What’s the Price of Gold? It Depends.
When someone asks what the price of gold is, the answer depends on which gold market he means.
In most cases, the different gold markets are close enough that the minor differences are insignificant. TV news anchors just want to know if the price is in a major trend, up or down (up). Old Uncle Ernie could be reminiscing about the bull market of the 1970s and comparing the price back then to the price today (spoiler: it’s higher today).
The Three Gold Markets
But if you’re studying gold, you may be curious about the differences between the three markets:
- Spot (also known as loco London)1
- COMEX futures
- Retail (i.e., physical coins and bars)
It must be emphasized that these are three different markets. That is, there are different buyers and sellers. Hence there are different balances of supply and demand. And the price in one market is not the same as in the other two.
The prices in these markets are usually very close to one another, but they’re not the same.
If the prices in two different markets are normally very close, then there must be some force that ties them together. It does not happen by accident, and no one maintains it out of charity.

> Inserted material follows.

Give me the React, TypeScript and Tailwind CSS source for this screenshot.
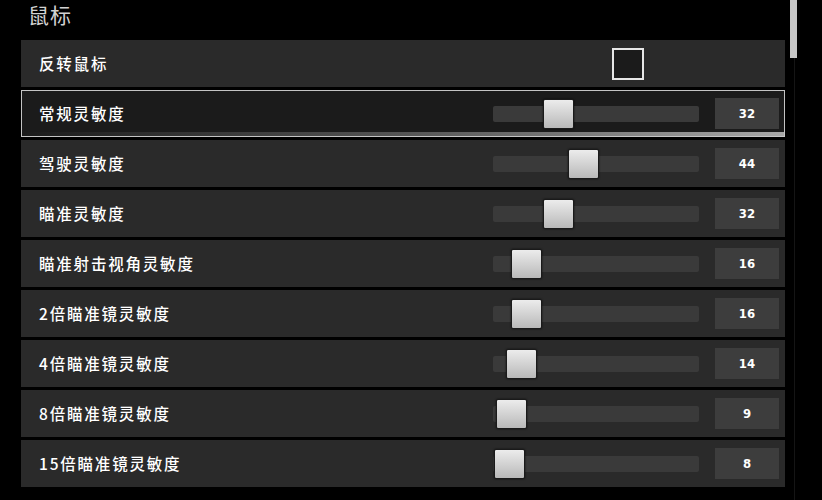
import React from "react";

const rows: { label: string; value: number; off: number }[] = [
  { label: "常规灵敏度", value: 32, off: 50 },
  { label: "驾驶灵敏度", value: 44, off: 75 },
  { label: "瞄准灵敏度", value: 32, off: 50 },
  { label: "瞄准射击视角灵敏度", value: 16, off: 18 },
  { label: "2倍瞄准镜灵敏度", value: 16, off: 18 },
  { label: "4倍瞄准镜灵敏度", value: 14, off: 13 },
  { label: "8倍瞄准镜灵敏度", value: 9, off: 3 },
  { label: "15倍瞄准镜灵敏度", value: 8, off: 1 },
];

const cjk = { fontFamily: '"Noto Sans CJK SC", "Noto Sans", sans-serif' };
const num = { fontFamily: '"DejaVu Sans Condensed", "DejaVu Sans", sans-serif' };

function Slider({ off }: { off: number }) {
  return (
    <div className="relative w-[206px] h-[16px] bg-[#3a3a3a] rounded-[2px]">
      <div
        className="absolute top-[-7px] w-[31px] h-[30px] rounded-[2px] border border-[#1a1a1a] bg-gradient-to-b from-[#ececec] to-[#b9b9b9] shadow-[0_0_2px_rgba(0,0,0,0.8)]"
        style={{ left: off }}
      />
    </div>
  );
}

export default function App() {
  return (
    <div className="relative w-[822px] h-[500px] bg-black overflow-hidden">
      <div className="h-[40px] pl-[28px] pt-[2px]">
        <div className="text-[21px] leading-[24px] text-[#d2d2d2] tracking-[1px]" style={cjk}>
          鼠标
        </div>
      </div>
      <div className="ml-[21px] w-[764px] flex flex-col gap-[3px]">
        <div className="h-[47px] flex items-center bg-[#2a2a2a] pl-[18px]">
          <div className="w-[454px] text-[15.5px] font-medium text-white tracking-[1.8px]" style={cjk}>
            反转鼠标
          </div>
          <div className="ml-[119px] w-[32px] h-[32px] border-2 border-[#e6e6e6] bg-[#1b1b1b]" />
        </div>
        {rows.map((r, i) => {
          const active = i === 0;
          return (
            <div
              key={r.label}
              className={
                active
                  ? "relative h-[47px] flex items-center bg-[#1b1b1b] border border-[#c4c4c4] pl-[17px] pr-[5px]"
                  : "relative h-[47px] flex items-center bg-[#2a2a2a] pl-[18px] pr-[6px]"
              }
            >
              {active && (
                <div className="absolute left-0 right-0 bottom-0 h-[4px] bg-gradient-to-r from-transparent via-[#555] to-[#a8a8a8]" />
              )}
              <div className="w-[454px] text-[15.5px] font-medium text-white tracking-[1.8px]" style={cjk}>
                {r.label}
              </div>
              <Slider off={r.off} />
              <div
                className="ml-[16px] w-[64px] h-[31px] bg-[#3d3d3d] flex items-center justify-center text-white text-[13px] font-bold"
                style={num}
              >
                {r.value}
              </div>
            </div>
          );
        })}
      </div>
      <div className="absolute left-[794px] top-[58px] w-[1px] h-[442px] bg-[#151515]" />
      <div className="absolute left-[790px] top-0 w-[7px] h-[58px] bg-[#c6c6c6]" />
    </div>
  );
}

This distance, price A minus price B, is called the “spread.” The wider the spread, the more money that a trader can make, bringing the prices closer together again. This means he would prefer to wait for the spread to widen. However, he has competitors.
Your local gas station might like to charge you $20/gallon for gasoline, but its competitors are happy to undercut that price. So, the gas station would lower its price, and its competitors would lower their price. Eventually, they would stop, and a price truce would be worked out (for a while). The truce occurs when the marginal gas station won’t go any lower.